Pourquoi distinguer le documentaire au sein de l’ensemble patrimoine cinématographique, français comme mondial ?
De la même manière que l'industrie, l'économie et la réception du cinéma documentaire diffère de la fiction, ces distinctions se répercutent et sont même amplifiées dans le cas du patrimoine. Le cinéma documentaire étant relativement récemment reconnu comme du cinéma, les films ne sont souvent jamais sortis en salle à leur époque et ont été placés du côté de l'audiovisuel, de l'archives ou de la trace historique.
 
Quelles principales problématiques relevez-vous aujourd’hui autour de la conservation et la restauration du patrimoine documentaire en France ?
Elles découlent de ce manque de considération du documentaire comme œuvre. La non-sortie en salles à l'époque et les coupures dans la chaine des ayants-droits (car souvent négligés) rendent la plupart des restauration inéligibles aux aides publiques. Ces règles sont tout à fait logiques dans le cas de la fiction mais ne s'adaptent pas aux films documentaires. Ainsi, même pour la restauration d'un film important comme F for Fake d'Orson Welles, nous nous sommes alliés à La Cinémathèque française qui a fait un formidable travail de levée de fonds privés pour financer la restauration. Sans eux, sans des partenaires aussi importants, une restauration de film documentaire dans un parcours classique peut être très compliquée, surtout quand nous avons acquis des droits sans être directement les descendants des cinéastes. Cette situation est encore accrue dans le cas d'acquisition de films étrangers.
 
Quel regard portez-vous sur la diffusion du patrimoine documentaire, et que pourrait être encore envisagé pour la favoriser ?
La diffusion du patrimoine documentaire est souvent placée du côté de l'action culturelle, par des associations, des cinémathèques comme des distributeurs. L'actualité est souvent l'occasion de cycles thématiques et de programmations dans des lieux en majorité non-commerciaux. Même des distributeurs qui travaillent le documentaire de patrimoine passent par ces séances non-commerciales et des diffusions dans des institutions publiques. Ce qui favoriserait la diffusion du patrimoine documentaire serait déjà de fédérer les différents moyens de restauration afin d'organiser une filière qui comprennent les enjeux techniques et juridiques des restaurations de documentaires. La restauration est cruciale pour une ressortie en salle et une diffusion large des films.
 
Quelle sera l’actualité de votre association dans les prochains mois ?

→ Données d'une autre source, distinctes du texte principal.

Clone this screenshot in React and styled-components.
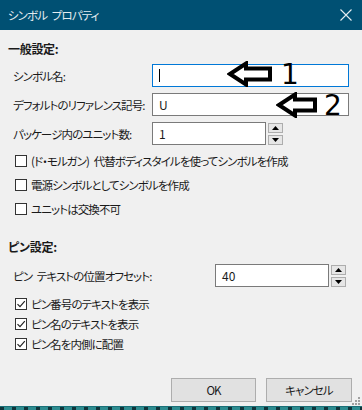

Dans les prochains mois, DSGE organise une tournée pour le Mois du Film documentaire, soutenue par la Cinémathèque du Documentaire, d'Ignacio Agüero en France afin de présenter son cinéma à l'occasion de la commémoration du coup d'Etat militaire de 1973. Un Double jeu est aussi proposé aux salles de cinéma autour de la sortie le 29 novembre d’Edouard Louis ou la transformation de François Caillat, accompagné de La sociologie est un sport de combat (2001) de Pierre Carles. Pour asseoir notre soutien à l'industrie documentaire, nous avons créé à partir de décembre les Rencontres de DSGE, réflexions sur le champ documentaire, au Forum des Images où nous invitons des professionnels à débattre et partager leurs expériences sur des enjeux propres au documentaire avec le grand public et notamment les étudiants. La Rencontre de DSGE du 13 décembre porte sur "ce que l'animation apporte au documentaire", le 13 mars 2024 sur "la place des festivals dans l'économie du documentaire" et le 19 juin sur "Libération, une histoire de la critique documentaire" avec Antoine de Baecque. Nous continuons les Doc&Doc chaque premier mardi du mois au Forum des Images, et surtout Best of Doc, notre festival de reprises de documentaires sortis l'année passée, en mars, sur deux semaines et dans une soixantaine de salles en France.